Saya pribadi pernah kepincut barang BM yang banyak dijual di Batam waktu saya mengunjungi kota itu beberapa waktu lalu. Bayangkan saja, handphone dengan harga normal Rp4,5 juta dijual dengan harga Rp2 juta saja, bahkan bisa kurang. Harga segitu saya rasa masih mendingan dibanding harga-harga yang ditawarkan toko BM online yang biasanya hanya berkisar Rp 500 -- Rp 1 juta saja. Tentu saja itu penipuan. Tidak mungkin penjual mematok harga sedemikian rendahnya untuk sebuah unit handphone yang 'katanya' normal. Sangat tidak masuk akal.
Waktu saya main ke tempat dijualnya barang BM, pembelinya banyak banget! Tokonya penuh sesak, bahkan pengunjung sampai ada yang mengantre. Umumnya, mereka membeli lebih dari satu unit, entah untuk sanak saudaranya, dipakai sendiri, atau dijual lagi. Selain itu, penawaran free aksesoris seperti soft case, monopod, dan masih banyak lagi menambah daya tarik pemasaran produk BM di Batam.

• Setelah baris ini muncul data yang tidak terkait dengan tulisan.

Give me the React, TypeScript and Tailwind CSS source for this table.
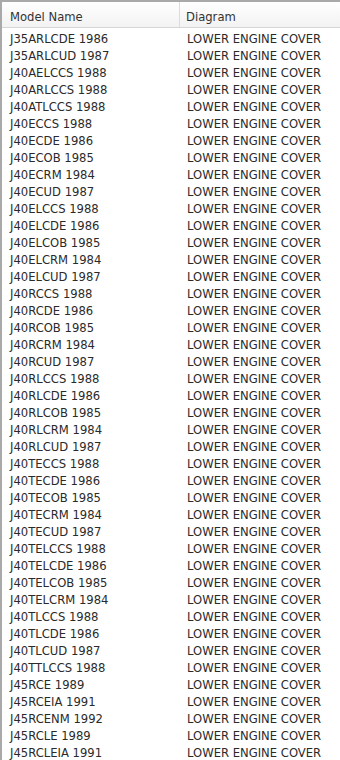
const rows: [string, string][] = [
  ['J35ARLCDE 1986', 'LOWER ENGINE COVER'],
  ['J35ARLCUD 1987', 'LOWER ENGINE COVER'],
  ['J40AELCCS 1988', 'LOWER ENGINE COVER'],
  ['J40ARLCCS 1988', 'LOWER ENGINE COVER'],
  ['J40ATLCCS 1988', 'LOWER ENGINE COVER'],
  ['J40ECCS 1988', 'LOWER ENGINE COVER'],
  ['J40ECDE 1986', 'LOWER ENGINE COVER'],
  ['J40ECOB 1985', 'LOWER ENGINE COVER'],
  ['J40ECRM 1984', 'LOWER ENGINE COVER'],
  ['J40ECUD 1987', 'LOWER ENGINE COVER'],
  ['J40ELCCS 1988', 'LOWER ENGINE COVER'],
  ['J40ELCDE 1986', 'LOWER ENGINE COVER'],
  ['J40ELCOB 1985', 'LOWER ENGINE COVER'],
  ['J40ELCRM 1984', 'LOWER ENGINE COVER'],
  ['J40ELCUD 1987', 'LOWER ENGINE COVER'],
  ['J40RCCS 1988', 'LOWER ENGINE COVER'],
  ['J40RCDE 1986', 'LOWER ENGINE COVER'],
  ['J40RCOB 1985', 'LOWER ENGINE COVER'],
  ['J40RCRM 1984', 'LOWER ENGINE COVER'],
  ['J40RCUD 1987', 'LOWER ENGINE COVER'],
  ['J40RLCCS 1988', 'LOWER ENGINE COVER'],
  ['J40RLCDE 1986', 'LOWER ENGINE COVER'],
  ['J40RLCOB 1985', 'LOWER ENGINE COVER'],
  ['J40RLCRM 1984', 'LOWER ENGINE COVER'],
  ['J40RLCUD 1987', 'LOWER ENGINE COVER'],
  ['J40TECCS 1988', 'LOWER ENGINE COVER'],
  ['J40TECDE 1986', 'LOWER ENGINE COVER'],
  ['J40TECOB 1985', 'LOWER ENGINE COVER'],
  ['J40TECRM 1984', 'LOWER ENGINE COVER'],
  ['J40TECUD 1987', 'LOWER ENGINE COVER'],
  ['J40TELCCS 1988', 'LOWER ENGINE COVER'],
  ['J40TELCDE 1986', 'LOWER ENGINE COVER'],
  ['J40TELCOB 1985', 'LOWER ENGINE COVER'],
  ['J40TELCRM 1984', 'LOWER ENGINE COVER'],
  ['J40TLCCS 1988', 'LOWER ENGINE COVER'],
  ['J40TLCDE 1986', 'LOWER ENGINE COVER'],
  ['J40TLCUD 1987', 'LOWER ENGINE COVER'],
  ['J40TTLCCS 1988', 'LOWER ENGINE COVER'],
  ['J45RCE 1989', 'LOWER ENGINE COVER'],
  ['J45RCEIA 1991', 'LOWER ENGINE COVER'],
  ['J45RCENM 1992', 'LOWER ENGINE COVER'],
  ['J45RCLE 1989', 'LOWER ENGINE COVER'],
  ['J45RCLEIA 1991', 'LOWER ENGINE COVER'],
];

export default function App() {
  return (
    <div className="w-[340px] h-[760px] overflow-hidden bg-white border-t-2 border-l-2 border-[#a9a9a9] font-['DejaVu_Sans',Verdana,sans-serif] text-[11.6px] text-[#2a2a2a]">
      {/* Header */}
      <div className="flex h-[26px] bg-gradient-to-b from-white to-[#f2f2f2] border-b border-[#d6d6d6] text-[#333]">
        <div className="w-[178px] pl-[8px] pt-[10px] leading-none border-r border-[#dcdcdc]">Model Name</div>
        <div className="flex-1 pl-[6px] pt-[10px] leading-none">Diagram</div>
      </div>

      {/* Rows */}
      <div className="pt-[3px]">
        {rows.map(([model, diagram]) => (
          <div key={model} className="flex h-[17px] items-center">
            <div className="w-[179px] pl-[8px] whitespace-nowrap">{model}</div>
            <div className="flex-1 pl-[6px] whitespace-nowrap">{diagram}</div>
          </div>
        ))}
      </div>
    </div>
  );
}
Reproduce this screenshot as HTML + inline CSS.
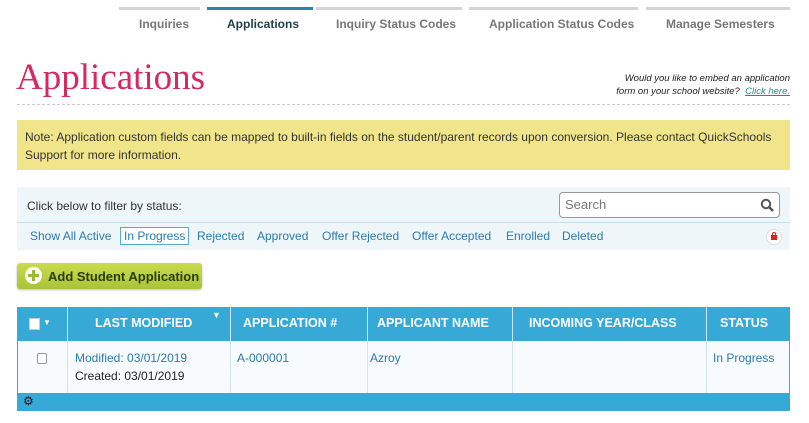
<!DOCTYPE html>
<html><head><style>
body{margin:0;width:809px;height:423px;background:#fff;font-family:"Liberation Sans",sans-serif;position:relative;overflow:hidden}
.a{position:absolute}
.tab{position:absolute;top:7px;height:3px;background:#d4d4d4}
.tt{position:absolute;top:17px;font-size:12px;color:#777;font-weight:bold}
.f{position:absolute;top:229px;font-size:12px;color:#2a7bad;white-space:nowrap}
</style></head><body>
<div class="tab" style="left:119px;width:81px"></div>
<div class="tab" style="left:207px;width:106px;background:#2a84a8"></div>
<div class="tab" style="left:316px;width:146px"></div>
<div class="tab" style="left:469px;width:169px"></div>
<div class="tab" style="left:646px;width:144px"></div>
<div class="tt" style="left:139px">Inquiries</div>
<div class="tt" style="left:227px;color:#1f3f4d">Applications</div>
<div class="tt" style="left:336px">Inquiry Status Codes</div>
<div class="tt" style="left:489px">Application Status Codes</div>
<div class="tt" style="left:666px">Manage Semesters</div>
<div class="a" style="left:16px;top:56px;font-family:'Liberation Serif',serif;font-size:37px;color:#d42a5e">Applications</div>
<div class="a" style="left:560px;top:72px;width:230px;text-align:right;font-size:9.5px;font-style:italic;color:#222;line-height:13px">Would you like to embed an application<br>form on your school website? &nbsp;<span style="color:#2a8a8a;text-decoration:underline">Click here.</span></div>
<div class="a" style="left:17px;top:104px;width:773px;border-top:1px dashed #ccc"></div>
<div class="a" style="left:17px;top:120px;width:757px;height:34px;padding:8px 8px;background:#f1e58c;font-size:12px;line-height:18px;color:#333">Note: Application custom fields can be mapped to built-in fields on the student/parent records upon conversion. Please contact QuickSchools Support for more information.</div>
<div class="a" style="left:17px;top:187px;width:773px;height:63px;background:#eef6fa"></div>
<div class="a" style="left:27px;top:199px;font-size:12px;color:#333">Click below to filter by status:</div>
<div class="a" style="left:559px;top:192px;width:219px;height:24px;border:1px solid #999;border-radius:4px;background:#fff"><span style="position:absolute;left:5px;top:4px;font-size:13px;color:#777">Search</span>
<svg style="position:absolute;right:5px;top:5px" width="14" height="14" viewBox="0 0 14 14"><circle cx="6" cy="6" r="4.2" fill="none" stroke="#555" stroke-width="2"/><path d="M9 9l4 4" stroke="#555" stroke-width="2.5"/></svg></div>
<div class="a" style="left:17px;top:222px;width:773px;border-top:1px solid #bfe0ee"></div>
<div class="f" style="left:30px">Show All Active</div>
<div class="f" style="left:120px;top:227px;border:1px solid #5aa9d4;padding:1px 3px;background:#fff">In Progress</div>
<div class="f" style="left:197px">Rejected</div>
<div class="f" style="left:257px">Approved</div>
<div class="f" style="left:322px">Offer Rejected</div>
<div class="f" style="left:412px">Offer Accepted</div>
<div class="f" style="left:506px">Enrolled</div>
<div class="f" style="left:562px">Deleted</div>
<div class="a" style="left:766px;top:229px;width:14px;height:14px;border-radius:50%;background:#fff;border:1px solid #ddd"><div class="a" style="left:4px;top:5px;width:6px;height:5px;background:#e02020"></div><div class="a" style="left:5px;top:2px;width:2px;height:3px;border:1px solid #e02020;border-bottom:0;border-radius:2px 2px 0 0"></div></div>
<div class="a" style="left:17px;top:263px;width:185px;height:26px;background:linear-gradient(#c8dc4a,#a9c43a);border-radius:3px;box-shadow:0 1px 2px #bbb"></div>
<div class="a" style="left:25px;top:267px;width:17px;height:17px;border-radius:50%;background:#fff"><div class="a" style="left:7px;top:3px;width:3px;height:11px;background:#9bba32"></div><div class="a" style="left:3px;top:7px;width:11px;height:3px;background:#9bba32"></div></div>
<div class="a" style="left:48px;top:269px;font-size:13px;font-weight:bold;color:#2c3a10">Add Student Application</div>
<div class="a" style="left:17px;top:307px;width:773px;height:104px;background:#36a9d6"></div>
<div class="a" style="left:18px;top:341px;width:771px;height:52px;background:#f7fbfd"></div>
<div class="a" style="left:67px;top:307px;height:86px;border-left:1px solid #cfe6f2"></div>
<div class="a" style="left:230px;top:307px;height:86px;border-left:1px solid #cfe6f2"></div>
<div class="a" style="left:367px;top:307px;height:86px;border-left:1px solid #cfe6f2"></div>
<div class="a" style="left:512px;top:307px;height:86px;border-left:1px solid #cfe6f2"></div>
<div class="a" style="left:706px;top:307px;height:86px;border-left:1px solid #cfe6f2"></div>
<div class="a" style="left:29px;top:318px;width:9px;height:10px;background:#fff;border:1px solid #ccc"></div>
<div class="a" style="left:43px;top:318px;color:#fff;font-size:8px">▼</div>
<div class="a" style="left:95px;top:316px;color:#fff;font-weight:bold;font-size:12.5px">LAST MODIFIED</div>
<div class="a" style="left:212px;top:310px;color:#fff;font-size:9px">▼</div>
<div class="a" style="left:243px;top:316px;color:#fff;font-weight:bold;font-size:12.5px">APPLICATION #</div>
<div class="a" style="left:377px;top:316px;color:#fff;font-weight:bold;font-size:12.5px">APPLICANT NAME</div>
<div class="a" style="left:529px;top:316px;color:#fff;font-weight:bold;font-size:12.5px">INCOMING YEAR/CLASS</div>
<div class="a" style="left:720px;top:316px;color:#fff;font-weight:bold;font-size:12.5px">STATUS</div>
<div class="a" style="left:37px;top:353px;width:8px;height:9px;border:1px solid #999;border-radius:2px;background:#fff"></div>
<div class="a" style="left:75px;top:351px;font-size:12px;color:#2a7bad">Modified: 03/01/2019</div>
<div class="a" style="left:75px;top:369px;font-size:12px;color:#222">Created: 03/01/2019</div>
<div class="a" style="left:237px;top:351px;font-size:12px;color:#2a7bad">A-000001</div>
<div class="a" style="left:370px;top:351px;font-size:12px;color:#2a7bad">Azroy</div>
<div class="a" style="left:713px;top:351px;font-size:12px;color:#2a7bad">In Progress</div>
<div class="a" style="left:23px;top:394px;font-size:12px;color:#111">⚙</div>
</body></html>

Dari 2 poin terakhir yang saya sebutkan, tentu bisa ditarik kesimpulan bahwa barang BM memiliki pangsa pasar yang luar biasa dengan peminat yang luar biasa pula. Namun, imbasnya tak hanya pada pemerintah dan pembeli yang kebetulan apes dapat barang jelek, namun juga bagi oknum-oknum nakal yang memanfaatkan nama Black Market Batam untuk menipu banyak orang dengan broadcast message menggiurkannya. So, bagaimana menurutmu? Akankah tindakan pemblokiran oleh pemerintah ini bakal jadi akhir dari kejayaan Black Market?